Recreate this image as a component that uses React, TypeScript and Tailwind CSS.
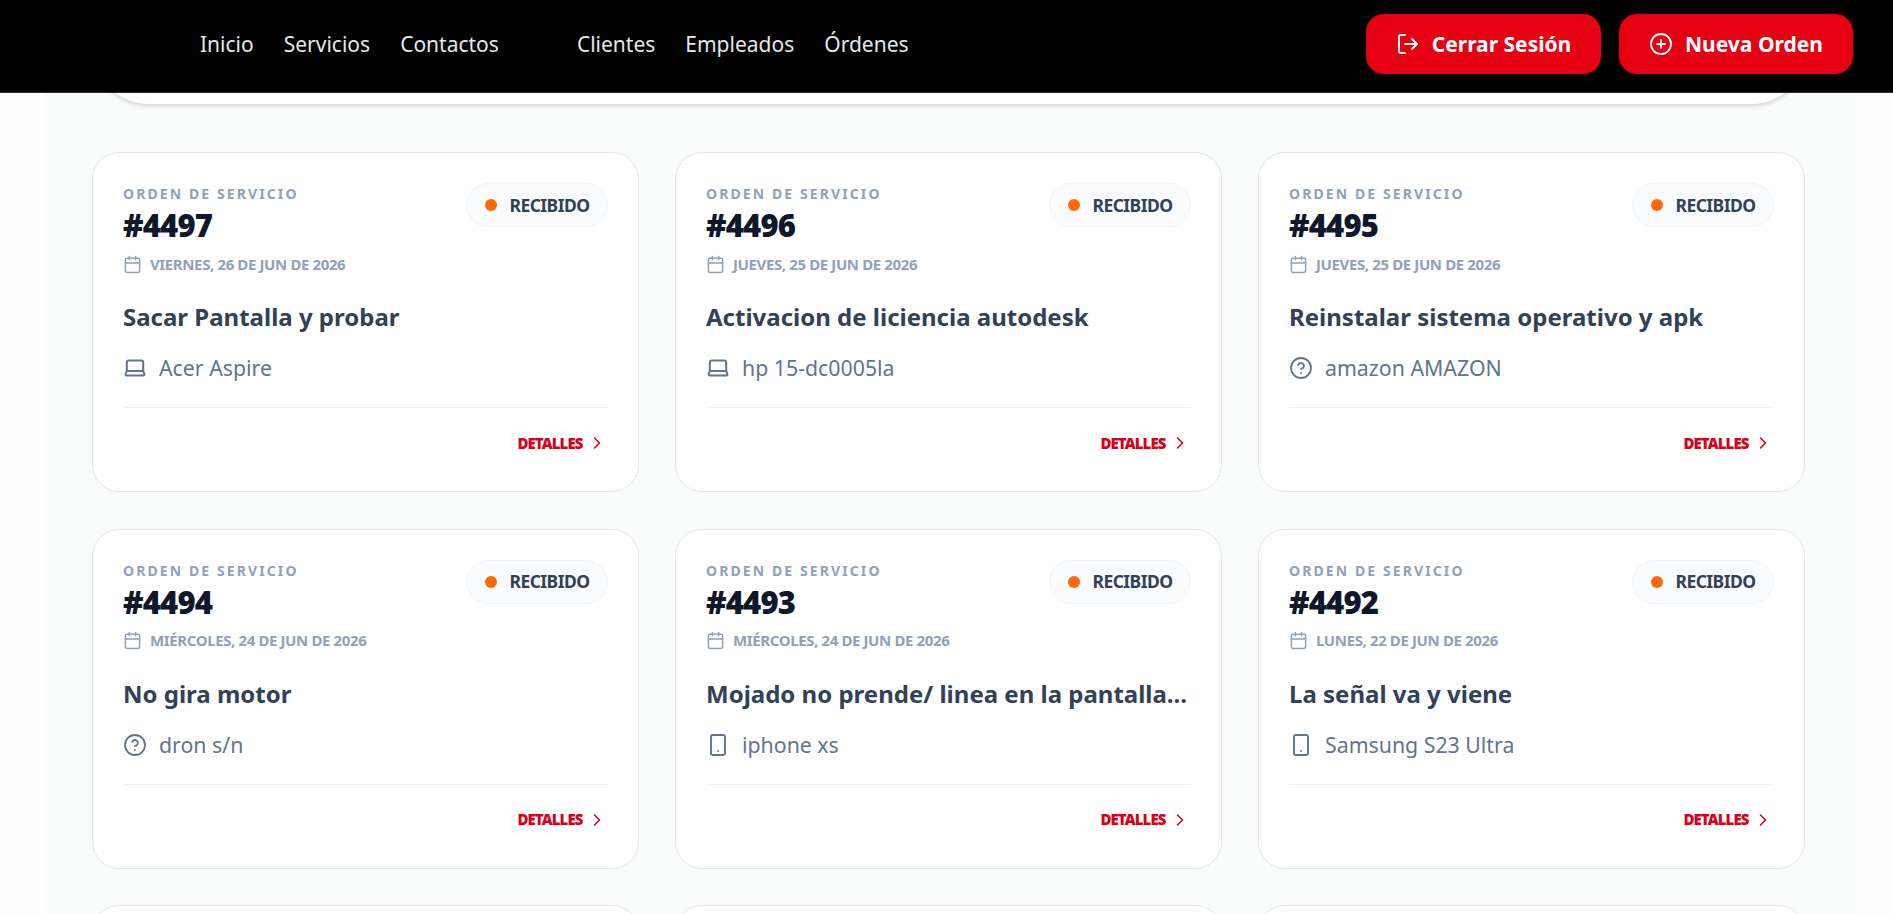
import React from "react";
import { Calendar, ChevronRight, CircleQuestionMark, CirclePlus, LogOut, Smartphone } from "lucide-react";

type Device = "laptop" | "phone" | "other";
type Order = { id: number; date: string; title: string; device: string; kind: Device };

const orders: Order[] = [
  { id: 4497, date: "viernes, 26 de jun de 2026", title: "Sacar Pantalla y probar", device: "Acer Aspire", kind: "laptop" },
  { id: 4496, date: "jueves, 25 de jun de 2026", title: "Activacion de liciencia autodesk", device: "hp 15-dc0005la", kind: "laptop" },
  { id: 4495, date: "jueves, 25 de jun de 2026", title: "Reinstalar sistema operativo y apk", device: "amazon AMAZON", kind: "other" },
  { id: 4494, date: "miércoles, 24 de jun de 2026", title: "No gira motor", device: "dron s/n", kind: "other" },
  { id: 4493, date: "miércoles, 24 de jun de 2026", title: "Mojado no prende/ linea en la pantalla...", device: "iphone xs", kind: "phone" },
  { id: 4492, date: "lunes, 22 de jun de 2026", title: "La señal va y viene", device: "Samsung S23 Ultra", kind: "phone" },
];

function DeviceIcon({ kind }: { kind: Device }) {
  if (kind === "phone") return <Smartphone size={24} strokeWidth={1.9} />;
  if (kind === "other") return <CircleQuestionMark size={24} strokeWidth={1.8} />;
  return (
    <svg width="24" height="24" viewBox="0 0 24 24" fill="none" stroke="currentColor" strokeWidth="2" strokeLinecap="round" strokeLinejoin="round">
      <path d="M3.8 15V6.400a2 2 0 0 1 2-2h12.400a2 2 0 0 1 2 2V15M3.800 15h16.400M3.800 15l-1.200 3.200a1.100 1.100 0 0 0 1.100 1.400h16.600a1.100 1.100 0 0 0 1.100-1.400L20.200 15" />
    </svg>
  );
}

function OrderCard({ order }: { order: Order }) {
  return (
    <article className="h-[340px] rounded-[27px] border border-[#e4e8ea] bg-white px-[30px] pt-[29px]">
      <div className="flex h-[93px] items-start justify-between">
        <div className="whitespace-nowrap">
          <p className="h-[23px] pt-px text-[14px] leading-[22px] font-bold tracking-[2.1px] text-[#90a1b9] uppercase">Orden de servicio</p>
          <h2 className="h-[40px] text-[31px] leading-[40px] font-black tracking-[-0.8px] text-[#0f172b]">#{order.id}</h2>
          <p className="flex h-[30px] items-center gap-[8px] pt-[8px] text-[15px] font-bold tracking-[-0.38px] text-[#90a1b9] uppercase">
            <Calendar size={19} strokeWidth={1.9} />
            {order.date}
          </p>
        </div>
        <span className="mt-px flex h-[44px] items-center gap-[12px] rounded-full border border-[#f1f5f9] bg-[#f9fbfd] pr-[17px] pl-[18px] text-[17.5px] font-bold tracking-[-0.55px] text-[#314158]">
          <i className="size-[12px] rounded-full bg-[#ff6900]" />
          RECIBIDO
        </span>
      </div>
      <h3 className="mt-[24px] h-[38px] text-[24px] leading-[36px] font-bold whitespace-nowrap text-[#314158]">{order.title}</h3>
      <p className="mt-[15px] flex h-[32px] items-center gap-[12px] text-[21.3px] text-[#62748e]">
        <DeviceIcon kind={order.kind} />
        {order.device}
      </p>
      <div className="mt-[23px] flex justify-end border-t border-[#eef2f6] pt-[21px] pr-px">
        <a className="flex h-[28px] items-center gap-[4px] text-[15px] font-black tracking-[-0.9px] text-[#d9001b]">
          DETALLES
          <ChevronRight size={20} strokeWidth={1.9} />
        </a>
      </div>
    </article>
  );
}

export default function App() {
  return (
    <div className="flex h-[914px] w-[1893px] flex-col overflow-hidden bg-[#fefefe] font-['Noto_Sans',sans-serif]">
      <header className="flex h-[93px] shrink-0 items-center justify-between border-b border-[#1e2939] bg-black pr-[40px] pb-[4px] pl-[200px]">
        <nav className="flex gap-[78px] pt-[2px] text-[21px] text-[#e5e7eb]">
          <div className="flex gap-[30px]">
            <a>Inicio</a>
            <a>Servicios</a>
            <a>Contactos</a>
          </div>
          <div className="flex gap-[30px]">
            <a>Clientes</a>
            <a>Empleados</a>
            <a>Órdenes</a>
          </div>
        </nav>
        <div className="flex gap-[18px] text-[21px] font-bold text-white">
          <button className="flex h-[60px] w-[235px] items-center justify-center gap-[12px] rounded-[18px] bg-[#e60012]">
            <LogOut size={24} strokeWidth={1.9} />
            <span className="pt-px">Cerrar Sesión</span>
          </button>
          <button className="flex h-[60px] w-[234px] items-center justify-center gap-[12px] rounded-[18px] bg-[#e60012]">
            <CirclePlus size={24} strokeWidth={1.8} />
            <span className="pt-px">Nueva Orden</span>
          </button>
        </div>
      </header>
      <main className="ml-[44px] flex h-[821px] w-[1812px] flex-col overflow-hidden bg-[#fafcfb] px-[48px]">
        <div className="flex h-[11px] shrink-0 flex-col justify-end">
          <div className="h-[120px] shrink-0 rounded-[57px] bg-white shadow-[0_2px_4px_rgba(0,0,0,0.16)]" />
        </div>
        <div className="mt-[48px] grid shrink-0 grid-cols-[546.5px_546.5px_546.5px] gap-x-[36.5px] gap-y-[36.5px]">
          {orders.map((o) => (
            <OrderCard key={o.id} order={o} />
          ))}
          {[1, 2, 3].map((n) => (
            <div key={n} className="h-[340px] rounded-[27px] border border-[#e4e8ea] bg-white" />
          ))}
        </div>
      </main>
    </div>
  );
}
◇ ◇ ◇ ◇ ◇ ◇ ◇
TASK TO CARRY OUT:
Every line of text is to be repeated exactly; pictures are left out.

ANSWER TO THIS EXERCISE:
Recreate this image as a component that uses React, TypeScript and Tailwind CSS.
import React from "react";
import { Calendar, ChevronRight, CircleQuestionMark, CirclePlus, LogOut, Smartphone } from "lucide-react";

type Device = "laptop" | "phone" | "other";
type Order = { id: number; date: string; title: string; device: string; kind: Device };

const orders: Order[] = [
  { id: 4497, date: "viernes, 26 de jun de 2026", title: "Sacar Pantalla y probar", device: "Acer Aspire", kind: "laptop" },
  { id: 4496, date: "jueves, 25 de jun de 2026", title: "Activacion de liciencia autodesk", device: "hp 15-dc0005la", kind: "laptop" },
  { id: 4495, date: "jueves, 25 de jun de 2026", title: "Reinstalar sistema operativo y apk", device: "amazon AMAZON", kind: "other" },
  { id: 4494, date: "miércoles, 24 de jun de 2026", title: "No gira motor", device: "dron s/n", kind: "other" },
  { id: 4493, date: "miércoles, 24 de jun de 2026", title: "Mojado no prende/ linea en la pantalla...", device: "iphone xs", kind: "phone" },
  { id: 4492, date: "lunes, 22 de jun de 2026", title: "La señal va y viene", device: "Samsung S23 Ultra", kind: "phone" },
];

function DeviceIcon({ kind }: { kind: Device }) {
  if (kind === "phone") return <Smartphone size={24} strokeWidth={1.9} />;
  if (kind === "other") return <CircleQuestionMark size={24} strokeWidth={1.8} />;
  return (
    <svg width="24" height="24" viewBox="0 0 24 24" fill="none" stroke="currentColor" strokeWidth="2" strokeLinecap="round" strokeLinejoin="round">
      <path d="M3.8 15V6.400a2 2 0 0 1 2-2h12.400a2 2 0 0 1 2 2V15M3.800 15h16.400M3.800 15l-1.200 3.200a1.100 1.100 0 0 0 1.100 1.400h16.600a1.100 1.100 0 0 0 1.100-1.400L20.200 15" />
    </svg>
  );
}

function OrderCard({ order }: { order: Order }) {
  return (
    <article className="h-[340px] rounded-[27px] border border-[#e4e8ea] bg-white px-[30px] pt-[29px]">
      <div className="flex h-[93px] items-start justify-between">
        <div className="whitespace-nowrap">
          <p className="h-[23px] pt-px text-[14px] leading-[22px] font-bold tracking-[2.1px] text-[#90a1b9] uppercase">Orden de servicio</p>
          <h2 className="h-[40px] text-[31px] leading-[40px] font-black tracking-[-0.8px] text-[#0f172b]">#{order.id}</h2>
          <p className="flex h-[30px] items-center gap-[8px] pt-[8px] text-[15px] font-bold tracking-[-0.38px] text-[#90a1b9] uppercase">
            <Calendar size={19} strokeWidth={1.9} />
            {order.date}
          </p>
        </div>
        <span className="mt-px flex h-[44px] items-center gap-[12px] rounded-full border border-[#f1f5f9] bg-[#f9fbfd] pr-[17px] pl-[18px] text-[17.5px] font-bold tracking-[-0.55px] text-[#314158]">
          <i className="size-[12px] rounded-full bg-[#ff6900]" />
          RECIBIDO
        </span>
      </div>
      <h3 className="mt-[24px] h-[38px] text-[24px] leading-[36px] font-bold whitespace-nowrap text-[#314158]">{order.title}</h3>
      <p className="mt-[15px] flex h-[32px] items-center gap-[12px] text-[21.3px] text-[#62748e]">
        <DeviceIcon kind={order.kind} />
        {order.device}
      </p>
      <div className="mt-[23px] flex justify-end border-t border-[#eef2f6] pt-[21px] pr-px">
        <a className="flex h-[28px] items-center gap-[4px] text-[15px] font-black tracking-[-0.9px] text-[#d9001b]">
          DETALLES
          <ChevronRight size={20} strokeWidth={1.9} />
        </a>
      </div>
    </article>
  );
}

export default function App() {
  return (
    <div className="flex h-[914px] w-[1893px] flex-col overflow-hidden bg-[#fefefe] font-['Noto_Sans',sans-serif]">
      <header className="flex h-[93px] shrink-0 items-center justify-between border-b border-[#1e2939] bg-black pr-[40px] pb-[4px] pl-[200px]">
        <nav className="flex gap-[78px] pt-[2px] text-[21px] text-[#e5e7eb]">
          <div className="flex gap-[30px]">
            <a>Inicio</a>
            <a>Servicios</a>
            <a>Contactos</a>
          </div>
          <div className="flex gap-[30px]">
            <a>Clientes</a>
            <a>Empleados</a>
            <a>Órdenes</a>
          </div>
        </nav>
        <div className="flex gap-[18px] text-[21px] font-bold text-white">
          <button className="flex h-[60px] w-[235px] items-center justify-center gap-[12px] rounded-[18px] bg-[#e60012]">
            <LogOut size={24} strokeWidth={1.9} />
            <span className="pt-px">Cerrar Sesión</span>
          </button>
          <button className="flex h-[60px] w-[234px] items-center justify-center gap-[12px] rounded-[18px] bg-[#e60012]">
            <CirclePlus size={24} strokeWidth={1.8} />
            <span className="pt-px">Nueva Orden</span>
          </button>
        </div>
      </header>
      <main className="ml-[44px] flex h-[821px] w-[1812px] flex-col overflow-hidden bg-[#fafcfb] px-[48px]">
        <div className="flex h-[11px] shrink-0 flex-col justify-end">
          <div className="h-[120px] shrink-0 rounded-[57px] bg-white shadow-[0_2px_4px_rgba(0,0,0,0.16)]" />
        </div>
        <div className="mt-[48px] grid shrink-0 grid-cols-[546.5px_546.5px_546.5px] gap-x-[36.5px] gap-y-[36.5px]">
          {orders.map((o) => (
            <OrderCard key={o.id} order={o} />
          ))}
          {[1, 2, 3].map((n) => (
            <div key={n} className="h-[340px] rounded-[27px] border border-[#e4e8ea] bg-white" />
          ))}
        </div>
      </main>
    </div>
  );
}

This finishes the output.